Ihahore now has a house, children and faith that for his family, coming to America was worth it.
Below the vaulted ceilings of the chapel – which hold the weight of the huge stone basilica above – Ihahore was one of about 70 people who showed up for the African Mass on a mid-October Sunday afternoon.
The choir arrived early to practice for 20 minutes or so before Father Felix Barutwanayo, a Jesuit priest doing graduate work at Boston College, walked in with his green vestments to conduct a Mass whose only English words were part of a brief welcome.
But even in Kirundi, a Bantu language spoken by most people in Burundi, the cadences and form of much of the Mass were familiar enough that few who spend any time in a Roman Catholic church would fail to recognize them.
Barutwanayo called the Mass for the immigrant community “very important.”
“For them, it helps them to connect to their roots,” he said, and by listening to the words in their native tongue, it also allows them “to connect more with God.”
He said he’s glad to make the trek to Lewiston once a month to lend a hand to the community still learning English, still finding their way in a new land.
“We are here for the people,” the priest said, and this presents “a rare opportunity for us to serve” parishioners who have unique needs.
The African Mass, Barutwanayo said, “brings them together.”
During the Mass, choir members and congregants were all on their feet, swaying as they sang, often with huge smiles, sometimes clapping lightly or raising their arms. Bright-eyed youngsters sometimes joined in.
Nshimirimana said she pushed to have the special Mass because she saw immigrant families drifting away from the church because they couldn’t understand the words. Some of the Protestant churches, she said, were having people preach in languages the African diaspora in Maine could follow more easily.
She said that when she raised the issue with church leaders, they agreed to give her idea of an African Mass a try.
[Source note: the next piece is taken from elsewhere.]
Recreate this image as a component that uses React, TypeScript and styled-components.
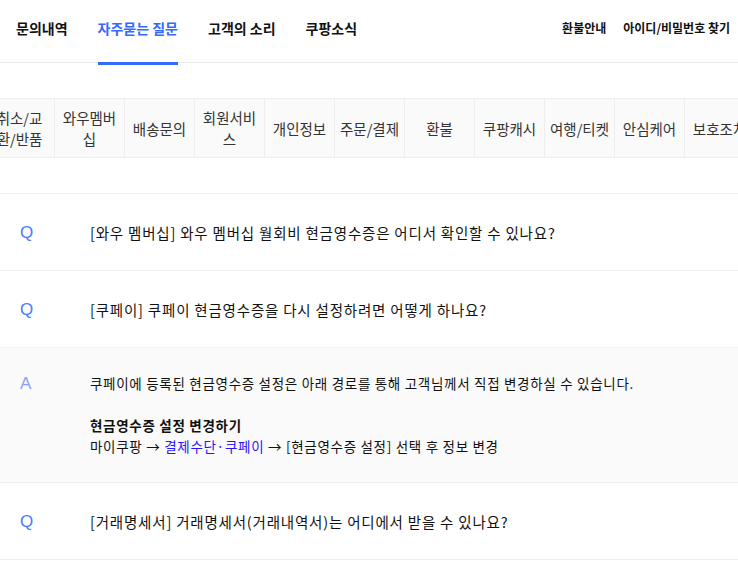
import * as React from "react"
import styled, { createGlobalStyle } from "styled-components"

const GlobalStyle = createGlobalStyle`
  html, body {
    margin: 0;
    padding: 0;
    background: #fff;
  }
  body {
    font-family: "Noto Sans CJK KR", "Noto Sans", sans-serif;
    color: #111;
    overflow: hidden;
  }
`

const Page = styled.main`
  width: 738px;
  overflow: hidden;
`

const Header = styled.header`
  display: flex;
  justify-content: space-between;
  align-items: flex-start;
  height: 63px;
  box-sizing: border-box;
  border-bottom: 1px solid #e9e9e9;
  padding: 0 8px 0 16px;
`

const Nav = styled.nav`
  display: flex;
  gap: 30px;
`

const NavTab = styled.a<{ $active?: boolean }>`
  box-sizing: border-box;
  height: 65px;
  padding-top: 18px;
  line-height: 20px;
  font-size: 14px;
  font-weight: 700;
  color: ${(p) => (p.$active ? "#346aff" : "#111")};
  border-bottom: 3px solid ${(p) => (p.$active ? "#346aff" : "transparent")};
  text-decoration: none;
  white-space: nowrap;
`

const Links = styled.div`
  display: flex;
  gap: 17px;
  padding-top: 19px;
`

const HeaderLink = styled.a`
  font-size: 12px;
  font-weight: 700;
  line-height: 18px;
  color: #111;
  text-decoration: none;
  white-space: nowrap;
`

const CategoryStrip = styled.div`
  margin-top: 35px;
  overflow: hidden;
`

const CategoryTrack = styled.ul`
  display: flex;
  list-style: none;
  margin: 0 0 0 -15px;
  padding: 0;
  width: max-content;
  border-top: 1px solid #eee;
  border-bottom: 1px solid #eee;
  background: #fafafa;
`

const Category = styled.li`
  box-sizing: border-box;
  width: 70px;
  height: 58px;
  display: flex;
  align-items: center;
  justify-content: center;
  padding: 0 3px;
  border-right: 1px solid #eee;
  font-size: 14.5px;
  line-height: 21px;
  color: #333;
  text-align: center;
  word-break: break-all;
`

const FaqList = styled.div`
  margin-top: 35px;
`

const QuestionRow = styled.div`
  display: grid;
  grid-template-columns: 70px 1fr;
  align-items: center;
  box-sizing: border-box;
  height: 77px;
  padding: 0 0 0 20px;
  border-top: 1px solid #eee;
`

const Mark = styled.span<{ $answer?: boolean }>`
  font-family: "Liberation Sans", Arial, sans-serif;
  font-size: 17px;
  line-height: 21px;
  color: ${(p) => (p.$answer ? "#8d9cff" : "#4a7bff")};
`

const QuestionText = styled.span`
  font-size: 14.5px;
  line-height: 21px;
  letter-spacing: 0.8px;
  color: #111;
  white-space: nowrap;
`

const AnswerRow = styled.div`
  display: grid;
  grid-template-columns: 70px 1fr;
  align-items: start;
  padding: 25px 0 25px 20px;
  background: #fafafa;
  border-top: 1px solid #f3f3f3;
`

const AnswerBody = styled.div`
  font-size: 13.5px;
  line-height: 21px;
  letter-spacing: 0.7px;
  color: #111;

  p {
    margin: 0;
  }
`

const Blank = styled.p`
  height: 21px;
`

const Strong = styled.strong`
  font-weight: 700;
`

const PathLink = styled.span`
  color: #2a14ff;
`

const categories = [
  "취소/교환/반품",
  "와우멤버십",
  "배송문의",
  "회원서비스",
  "개인정보",
  "주문/결제",
  "환불",
  "쿠팡캐시",
  "여행/티켓",
  "안심케어",
  "보호조치",
]

const App: React.FC = () => {
  return (
    <Page>
      <GlobalStyle />
      <Header>
        <Nav>
          <NavTab>문의내역</NavTab>
          <NavTab $active>자주묻는 질문</NavTab>
          <NavTab>고객의 소리</NavTab>
          <NavTab>쿠팡소식</NavTab>
        </Nav>
        <Links>
          <HeaderLink>환불안내</HeaderLink>
          <HeaderLink>아이디/비밀번호 찾기</HeaderLink>
        </Links>
      </Header>

      <CategoryStrip>
        <CategoryTrack>
          {categories.map((c) => (
            <Category key={c}>{c}</Category>
          ))}
        </CategoryTrack>
      </CategoryStrip>

      <FaqList>
        <QuestionRow>
          <Mark>Q</Mark>
          <QuestionText>[와우 멤버십] 와우 멤버십 월회비 현금영수증은 어디서 확인할 수 있나요?</QuestionText>
        </QuestionRow>
        <QuestionRow>
          <Mark>Q</Mark>
          <QuestionText>[쿠페이] 쿠페이 현금영수증을 다시 설정하려면 어떻게 하나요?</QuestionText>
        </QuestionRow>
        <AnswerRow>
          <Mark $answer>A</Mark>
          <AnswerBody>
            <p>쿠페이에 등록된 현금영수증 설정은 아래 경로를 통해 고객님께서 직접 변경하실 수 있습니다.</p>
            <Blank />
            <p><Strong>현금영수증 설정 변경하기</Strong></p>
            <p>
              마이쿠팡 → <PathLink>결제수단·쿠페이</PathLink> → [현금영수증 설정] 선택 후 정보 변경
            </p>
          </AnswerBody>
        </AnswerRow>
        <QuestionRow>
          <Mark>Q</Mark>
          <QuestionText>[거래명세서] 거래명세서(거래내역서)는 어디에서 받을 수 있나요?</QuestionText>
        </QuestionRow>
        <QuestionRow>
          <Mark>Q</Mark>
          <QuestionText>[세금계산서] 세금계산서는 어떻게 발급받나요?</QuestionText>
        </QuestionRow>
      </FaqList>
    </Page>
  )
}

export default App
Most of the people in Burundi are Christian, with 61% Catholic and 21% Protestant, according to the U.S. State Department’s Office of International Religious Freedom.
Barutwanayo said it strikes him how meaningful the Mass and his presence are when he hears confession from some of the immigrants. They don’t have any way to talk to priests who don’t know their language, he said, and that connection is crucial.
Kirundi is the language spoken by the vast majority of people in Burundi, with French and English also considered official languages.
The Mass and the choir both have their roots in a 2017 wedding in Lewiston at which an immigrant from Rwanda managed to get a visiting priest from Boston to come to Maine to offer the ceremony’s liturgy in their native language.
Ndayikengurutse said that’s where she first sang with some of the men and women who now make up the Choir Notre Dame de la Paix.
Nshimirimana said that for the last few years, the Masses have been held monthly and draw a decent crowd to what the basilica calls its Little Chapel, located below the vast sanctuary on the floor above.
She said it attracts those who want a piece of home and those who are finding it hard to get involved in their new country.
“I’ve seen the struggle for new people coming,” Nshimirimana said, and she’s witnessed their joy in finding a Mass in Kirundi where they feel completely welcome.
She said those attending mostly live in Lewiston, but some come from farther afield, including regulars from Portland.
The choir became an organized group in July 2022, Nshimirimana said, and has mostly sung for the services at the basilica. It has, though, also sung for students at Saint Dominic Academy in Auburn.
Nshimirimana said the music helps everybody feel more a part of the service.
She said she’s happy to see so many participating.
“I sing the way I used to sing,” Ndayikengurutse said.
Barutwanayo said the congregation he sees from the altar is a happy one.
For them, he said, “this feels like home.”